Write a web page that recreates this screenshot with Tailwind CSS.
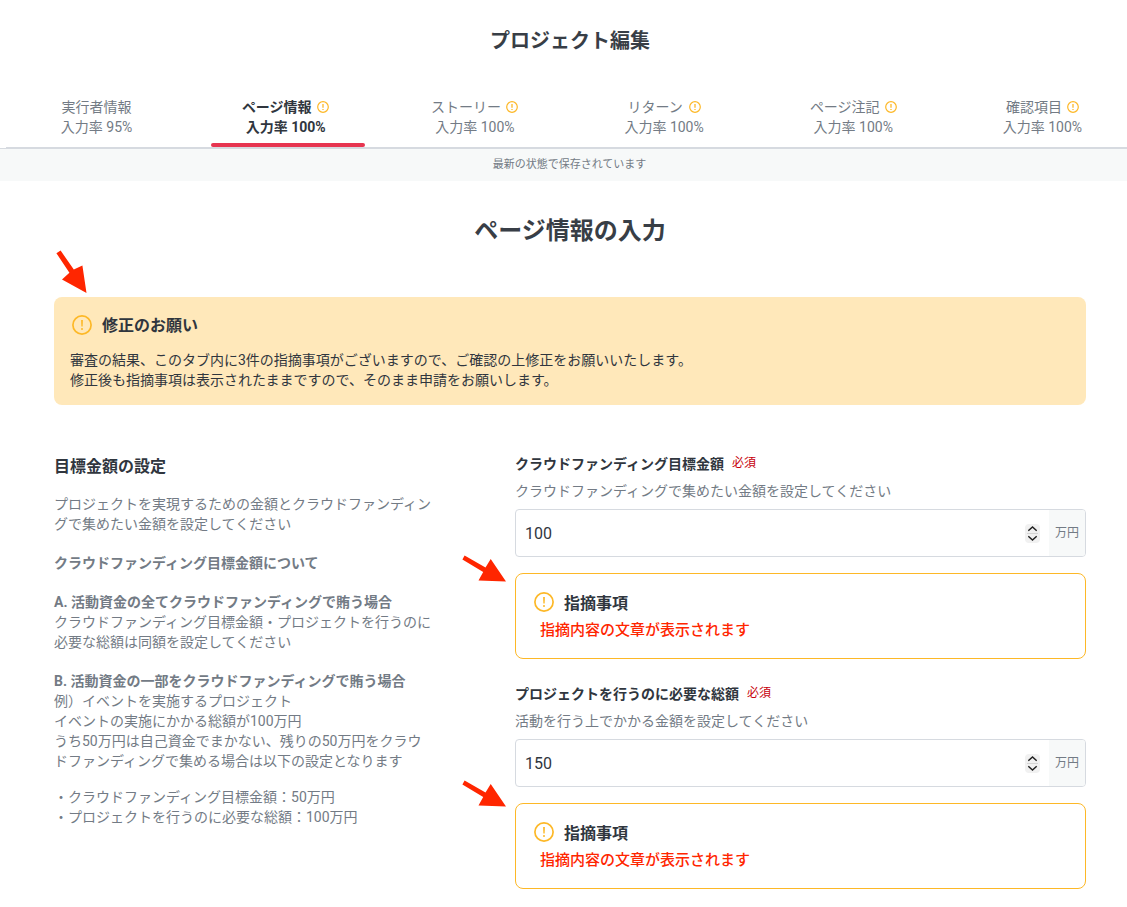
<!DOCTYPE html>
<html lang="ja">
<head>
  <meta charset="UTF-8" />
  <meta name="viewport" content="width=device-width, initial-scale=1" />
  <title>プロジェクト編集</title>
  <script src="https://cdn.jsdelivr.net/npm/@tailwindcss/browser@4"></script>
</head>
<body class="relative h-[907px] overflow-hidden bg-white font-[Roboto,'Noto_Sans_CJK_JP',sans-serif] text-sm leading-5 text-[#737b85]">

  <!-- Shared icons -->
  <svg class="hidden">
    <symbol id="alert" viewBox="0 0 20 20">
      <circle cx="10" cy="10" r="9.1" fill="none" stroke="#fdb827" stroke-width="1.7" />
      <path d="M9.1 5h1.8l-.25 6.6h-1.3z" fill="#fdb827" />
      <circle cx="10" cy="14" r="1" fill="#fdb827" />
    </symbol>
    <symbol id="alert-small" viewBox="0 0 12 12">
      <circle cx="6" cy="6" r="5.3" fill="none" stroke="#fdb827" stroke-width="1.2" />
      <path d="M6 3v3.8M6 7.9v1.2" stroke="#fdb827" stroke-width="1.3" />
    </symbol>
    <symbol id="spinner" viewBox="0 0 15 19">
      <rect width="15" height="19" rx="4" fill="#f1f1f1" />
      <path d="M2 9.5h11" stroke="#d4d4d4" />
      <path d="M3.3 6.8 7.5 3l4.2 3.8M3.3 12.2 7.5 16l4.2-3.8" fill="none" stroke="#222" stroke-width="1.5" />
    </symbol>
    <symbol id="arrow" viewBox="0 0 44 28">
      <path d="M2.6.6 23.5 12.4 28.7 4 44 26.6 16.5 25.4 21.2 17 .4 4.6z" fill="#ff2600" />
    </symbol>
  </svg>

  <header>
    <h1 class="pt-[27px] pl-[13px] text-center text-xl leading-7 font-bold text-[#383e46]">プロジェクト編集</h1>
    <nav class="mt-[42px] ml-[2px] grid h-[50px] w-[1135px] grid-cols-6 text-center">
      <a>
        <div>実行者情報</div>
        <div>入力率 95%</div>
      </a>
      <a class="relative font-bold text-[#30363e]">
        <div class="flex items-center justify-center gap-[5px] pr-px">ページ情報<svg class="size-3"><use href="#alert-small" /></svg></div>
        <div>入力率 100%</div>
        <span class="absolute bottom-0 left-5 h-1 w-[154px] rounded-full bg-[#e73550]"></span>
      </a>
      <a>
        <div class="flex items-center justify-center gap-[5px] pr-px">ストーリー<svg class="size-3"><use href="#alert-small" /></svg></div>
        <div>入力率 100%</div>
      </a>
      <a>
        <div class="flex items-center justify-center gap-1.5">リターン<svg class="size-3"><use href="#alert-small" /></svg></div>
        <div>入力率 100%</div>
      </a>
      <a>
        <div class="flex items-center justify-center gap-[5px]">ページ注記<svg class="size-3"><use href="#alert-small" /></svg></div>
        <div>入力率 100%</div>
      </a>
      <a>
        <div class="flex items-center justify-center gap-[5px]">確認項目<svg class="size-3"><use href="#alert-small" /></svg></div>
        <div>入力率 100%</div>
      </a>
    </nav>
    <div class="ml-1.5 h-px bg-[#d6dae0]"></div>
    <p class="h-[33px] border-t border-[#d6dae0] bg-[#f7f9f9] pl-3 text-center text-[11px] leading-8">最新の状態で保存されています</p>
  </header>

  <main class="ml-[54px] w-[1032px]">
    <h2 class="pt-8 text-center text-2xl leading-9 font-bold text-[#383e46]">ページ情報の入力</h2>

    <section class="mt-12 h-[108px] rounded-lg bg-[#ffe8ba] px-4 pt-[17px] text-[#30363e]">
      <h3 class="flex items-start gap-2.5 pl-0.5 text-base leading-6 font-bold">
        <svg class="mt-px size-5"><use href="#alert" /></svg>修正のお願い
      </h3>
      <p class="mt-3">審査の結果、このタブ内に3件の指摘事項がございますので、ご確認の上修正をお願いいたします。<br>修正後も指摘事項は表示されたままですので、そのまま申請をお願いします。</p>
    </section>

    <div class="mt-12 flex justify-between">
      <section class="w-[380px]">
        <h3 class="pt-0.5 text-base leading-6 font-bold text-[#30363e]">目標金額の設定</h3>
        <p class="mt-[15px]">プロジェクトを実現するための金額とクラウドファンディン<br>グで集めたい金額を設定してください</p>
        <p class="mt-[19px] font-bold">クラウドファンディング目標金額について</p>
        <p class="mt-[19px]"><b>A. 活動資金の全てクラウドファンディングで賄う場合</b><br>クラウドファンディング目標金額・プロジェクトを行うのに<br>必要な総額は同額を設定してください</p>
        <p class="mt-[19px]"><b>B. 活動資金の一部をクラウドファンディングで賄う場合</b><br>例）イベントを実施するプロジェクト<br>イベントの実施にかかる総額が100万円<br>うち50万円は自己資金でまかない、残りの50万円をクラウ<br>ドファンディングで集める場合は以下の設定となります</p>
        <p class="mt-4">・クラウドファンディング目標金額：50万円<br>・プロジェクトを行うのに必要な総額：100万円</p>
      </section>

      <section class="w-[571px]">
        <div class="h-[230px]">
          <label class="flex gap-2 pt-px font-bold text-[#30363e]">クラウドファンディング目標金額<span class="text-xs leading-[18px] font-normal text-[#c7000b]">必須</span></label>
          <p class="mt-[7px]">クラウドファンディングで集めたい金額を設定してください</p>
          <div class="mt-2 flex h-12 items-center overflow-hidden rounded border border-[#d6dae0]">
            <input type="text" value="100" class="min-w-0 flex-1 pt-0.5 pl-[9px] text-base text-[#30363e] outline-none" />
            <svg class="mr-[9px] h-[19px] w-[15px]"><use href="#spinner" /></svg>
            <span class="flex h-full w-9 items-center justify-center bg-[#f7f9f9] text-xs">万円</span>
          </div>
          <div class="mt-4 h-[86px] rounded-lg border border-[#fdb827] px-[18px] pt-[18px]">
            <h4 class="flex items-start gap-2.5 text-base leading-6 font-bold text-[#30363e]"><svg class="size-5"><use href="#alert" /></svg>指摘事項</h4>
            <p class="mt-1 pl-1.5 text-[15px] font-medium text-[#ff2600]">指摘内容の文章が表示されます</p>
          </div>
        </div>

        <div class="h-[230px]">
          <label class="flex gap-2 pt-px font-bold text-[#30363e]">プロジェクトを行うのに必要な総額<span class="text-xs leading-[18px] font-normal text-[#c7000b]">必須</span></label>
          <p class="mt-[7px]">活動を行う上でかかる金額を設定してください</p>
          <div class="mt-2 flex h-12 items-center overflow-hidden rounded border border-[#d6dae0]">
            <input type="text" value="150" class="min-w-0 flex-1 pt-0.5 pl-[9px] text-base text-[#30363e] outline-none" />
            <svg class="mr-[9px] h-[19px] w-[15px]"><use href="#spinner" /></svg>
            <span class="flex h-full w-9 items-center justify-center bg-[#f7f9f9] text-xs">万円</span>
          </div>
          <div class="mt-4 h-[86px] rounded-lg border border-[#fdb827] px-[18px] pt-[18px]">
            <h4 class="flex items-start gap-2.5 text-base leading-6 font-bold text-[#30363e]"><svg class="size-5"><use href="#alert" /></svg>指摘事項</h4>
            <p class="mt-1 pl-1.5 text-[15px] font-medium text-[#ff2600]">指摘内容の文章が表示されます</p>
          </div>
        </div>
      </section>
    </div>
  </main>

  <!-- Red pointers laid over the page -->
  <svg class="absolute top-[250px] left-[56px] h-[44px] w-[32px]" viewBox="0 0 32 44"><path d="M4.6.6 17.8 19.4 26.4 15.5 30.5 43 6 29.4 13.4 22.8.4 3.2z" fill="#ff2600" /></svg>
  <svg class="absolute top-[555px] left-[462px] h-[28px] w-[44px]"><use href="#arrow" /></svg>
  <svg class="absolute top-[780px] left-[462px] h-[28px] w-[44px]"><use href="#arrow" /></svg>
</body>
</html>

-- Directions --
From the data, list each line in which the string "page" appears.

-- Exercise response --
Write a web page that recreates this screenshot with Tailwind CSS.
  <!-- Red pointers laid over the page -->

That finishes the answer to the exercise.